The first ISRD (ISRD-1) was reimagined later as the pilot for the second study (ISRD-2), a much expanded project in which more than 30 countries collaborated. Data for ISRD-2 were collected between 2005 and 2007. Several publications have followed (Junger-Tas et al. 2010; Enzmann et al. 2010), the most recent one being The Many Faces of Youth Crime: Comparing and Contrasting Theoretical Perspectives on Youth Crime, which was published after her death. The success of ISRD-2 inspired Josine and other colleagues to continue to build on the foundations and to prepare a third ISRD study, using a partly modified questionnaire allowing the testing of theories such as Institutional Anomie Theory, Procedural Justice Theory, and Situational Action Theory. Sadly, Josine was unable to witness to beginning of the field work for ISRD-3, which took place in September 2012. Josine’s leadership in the ISRD project reflected her typical vision of international collaboration: always trying to work from the bottom up (i.e., all participants should have input), ensuring that everybody has a true stake in the project. Here, as was true for her vision of the ESC, she truly believed in a democratic approach to collaboration.

The ISRD combined Josine’s enthusiasm for empirical research on youth, the value-added contributions of comparative work, with the methodology of self-report, on which she was considered an international expert (see Junger-Tas. and Haen-Marshall 1999). However, there were many other comparative or international research and academic projects in which Josine participated. As far back as 1983, she contributed a chapter on Dutch criminology to the well-known American publication Crime and Justice, edited by Tonry and Morris (1983c). Interestingly, many years later, she coauthored a follow-up article on the very same topic in the same publication (Junger-Tas and Junger 2007). In addition, she coauthored several important comparative volumes on juvenile justice and juvenile delinquency. Most recently, for example, The Handbook of International Juvenile Justice, together with American criminologist Scott Decker (2006); and Reforming Juvenile Justice, with her German colleague Frieder Dünkel (2009).

Criminology Must be Relevant to Policy

An outstanding scholar who enjoyed academic discourse and faithfully attended academic conferences in Europe and in the US, Josine was anything but an ivory tower intellectual. That was true for her work at the WODC which demanded per definition a policy-orientation, but it also held true for her other empirical endeavors, such as the ISRD. She was committed to the importance of theoretical grounding of research (social bonding theory, with its focus on the family was her favorite), but she combined this with a strong belief that all research needs to have a policy-implication. As a quote from her European Criminology Award address in 2009 shows:

As I see it, the social sciences, including criminology, have a second fundamental mission besides realization of their ambition to conduct fundamental research and advance scientific knowledge. That mission is to make a contribution, however small, to achieving a somewhat fairer, more humane, and more rational society. It is absolutely necessary in contemporary society that researchers attempt to inform the development of policy. The use of reason – manifested in research – will lead to a better, clearer relationship between the ends and means of policy (Junger-Tas 2009).

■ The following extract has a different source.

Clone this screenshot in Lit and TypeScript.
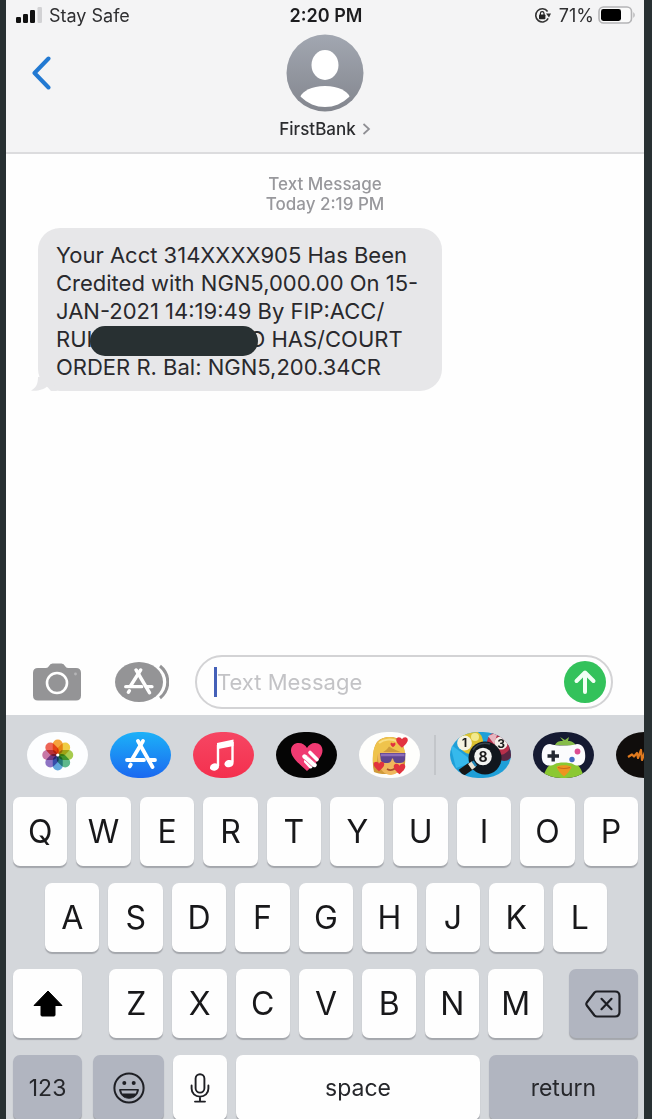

Josine was well aware of the dangers inherent in the collaboration with politicians, politics, and authorities. In her article in Justitiële verkenningen (1990a), she lists the following dangers: Footnote 4

  • Governmental agencies determine research priorities and try to fund research only on those practical problems they want to solve (e.g., research on drugs, crime & terrorism), thus keeping researchers away from more urgent problems.

  • Researchers who interact closely with authorities run the risk of losing critical distance by identifying themselves too closely with the government’s political problems and priorities.

  • Some researchers react to the need of political agencies for easy communicable results and to their wish not to be confronted with the failure of policy measures by purging their own reports from meaningful content, resulting in meaningless recommendations.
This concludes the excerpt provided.